▶ Data records

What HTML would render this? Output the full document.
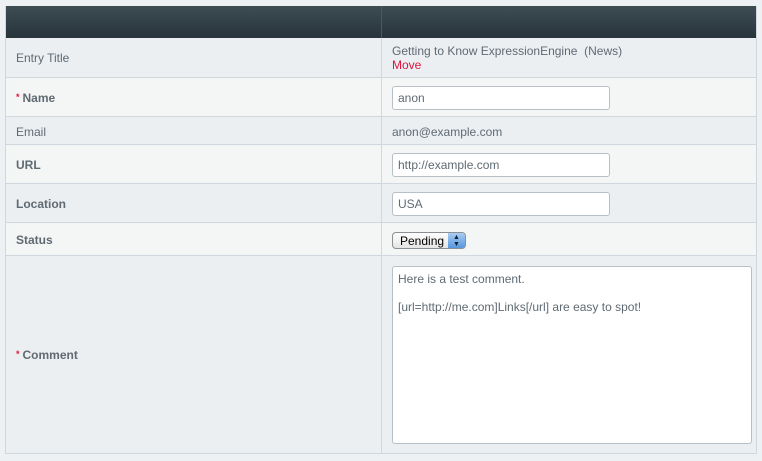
<!DOCTYPE html>
<html><head><style>
*{margin:0;padding:0;box-sizing:border-box}
body{width:762px;height:461px;background:#eef1f3;font-family:"Liberation Sans",sans-serif;font-size:12px;color:#5f6a72;position:relative;overflow:hidden}
.t{position:absolute;left:5px;top:6px;width:752px;height:448px;border:1px solid #d0d7dd;border-top:none;}
.hd{position:absolute;left:5px;top:6px;width:752px;height:32px;background:linear-gradient(#3e4c54,#27343b)}
.hd:after{content:"";position:absolute;left:376px;top:0;width:1px;height:32px;background:#4b5960}
.r{position:absolute;left:6px;width:750px;border-bottom:1px solid #d0d7dd}
.a{background:#ebeff2}.b{background:#f4f5f5}
.v{position:absolute;left:381px;top:38px;width:1px;height:415px;background:#d0d7dd}
.l{position:absolute;left:16px}
.bd{font-weight:bold}
.s{color:#e0133f;font-size:9px;position:relative;top:-2px;margin-right:3px}
.ip{position:absolute;left:392px;width:218px;height:24px;border:1px solid #b8c0c6;border-radius:3px;background:#fff;padding:4px 5px;font-size:12px;color:#5f6a72}
.x{position:absolute;left:392px}
</style></head><body>
<div class="hd"></div>
<div class="r a" style="top:38px;height:40px"></div>
<div class="r b" style="top:78px;height:39px"></div>
<div class="r a" style="top:117px;height:28px"></div>
<div class="r b" style="top:145px;height:39px"></div>
<div class="r a" style="top:184px;height:39px"></div>
<div class="r b" style="top:223px;height:33px"></div>
<div class="r a" style="top:256px;height:198px"></div>
<div class="t"></div>
<div class="v"></div>
<div class="l" style="top:51px">Entry Title</div>
<div class="x" style="top:44px">Getting to Know ExpressionEngine&nbsp; (News)<br><span style="color:#e0133f">Move</span></div>
<div class="l bd" style="top:91px"><span class="s">*</span>Name</div>
<div class="ip" style="top:86px">anon</div>
<div class="l" style="top:125px">Email</div>
<div class="x" style="top:125px">anon@example.com</div>
<div class="l bd" style="top:158px">URL</div>
<div class="ip" style="top:153px">http://example.com</div>
<div class="l bd" style="top:197px">Location</div>
<div class="ip" style="top:192px">USA</div>
<div class="l bd" style="top:233px">Status</div>
<div style="position:absolute;left:392px;top:232px;width:74px;height:17px;border:1px solid #8a8f94;border-radius:4px;background:linear-gradient(#fff,#e4e4e4);font-size:12px;color:#000;padding:1px 0 0 7px;overflow:hidden">Pending<div style="position:absolute;right:0;top:0;width:17px;height:17px;background:linear-gradient(#a8cdf2,#4d8fdc);color:#123;font-size:7px;line-height:7px;text-align:center;padding-top:1px">▲<br>▼</div></div>
<div class="l bd" style="top:348px"><span class="s">*</span>Comment</div>
<div style="position:absolute;left:392px;top:266px;width:360px;height:178px;border:1px solid #b8c0c6;border-radius:3px;background:#fff;padding:5px 5px;line-height:14px">Here is a test comment.<br><br>[url=http://me.com]Links[/url] are easy to spot!</div>
</body></html>
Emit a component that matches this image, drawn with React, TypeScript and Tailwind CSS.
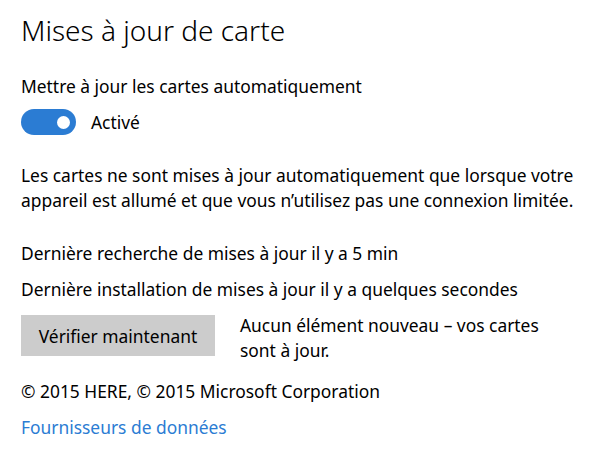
export default function App() {
  return (
    <div
      className="w-[600px] h-[450px] bg-white text-black overflow-hidden pl-[21px] pt-[10px]"
      style={{ fontFamily: '"Noto Sans", "Open Sans", sans-serif' }}
    >
      <h1 className="text-[28px] font-light leading-[40px]">Mises à jour de carte</h1>

      <div className="mt-[26px] text-[17.4px] leading-[20px]">Mettre à jour les cartes automatiquement</div>

      <div className="mt-[13px] flex items-center gap-[15px]">
        <div className="w-[55px] h-[26px] rounded-full bg-[#2b7cd3] flex items-center justify-end pr-[6px]">
          <div className="w-[13px] h-[13px] rounded-full bg-white" />
        </div>
        <span className="text-[17.4px]">Activé</span>
      </div>

      <p className="mt-[28px] text-[17.4px] leading-[25px] w-[565px]">
        Les cartes ne sont mises à jour automatiquement que lorsque votre appareil est allumé et que vous n’utilisez pas une connexion limitée.
      </p>

      <div className="mt-[30px] text-[17.4px] leading-[20px]">Dernière recherche de mises à jour il y a 5 min</div>
      <div className="mt-[16px] text-[17.4px] leading-[20px]">Dernière installation de mises à jour il y a quelques secondes</div>

      <div className="mt-[16px] flex items-start">
        <button className="w-[194px] h-[41px] bg-[#cccccc] text-[17.4px]">Vérifier maintenant</button>
        <p className="ml-[25px] text-[17.4px] leading-[25px] w-[330px] -mt-[2px]">
          Aucun élément nouveau – vos cartes sont à jour.
        </p>
      </div>

      <div className="mt-[18px] text-[17.4px] leading-[20px]">© 2015 HERE, © 2015 Microsoft Corporation</div>
      <div className="mt-[16px] text-[17.4px] leading-[20px] text-[#2b7cd3]">Fournisseurs de données</div>
    </div>
  );
}
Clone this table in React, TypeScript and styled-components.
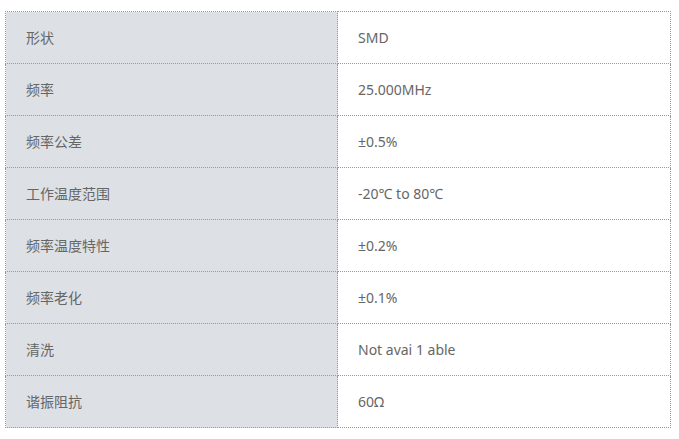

▶ What you are asked to do
From the data above, work out how many lines hold "React". Answer with the number alone.

▶ Written reply
2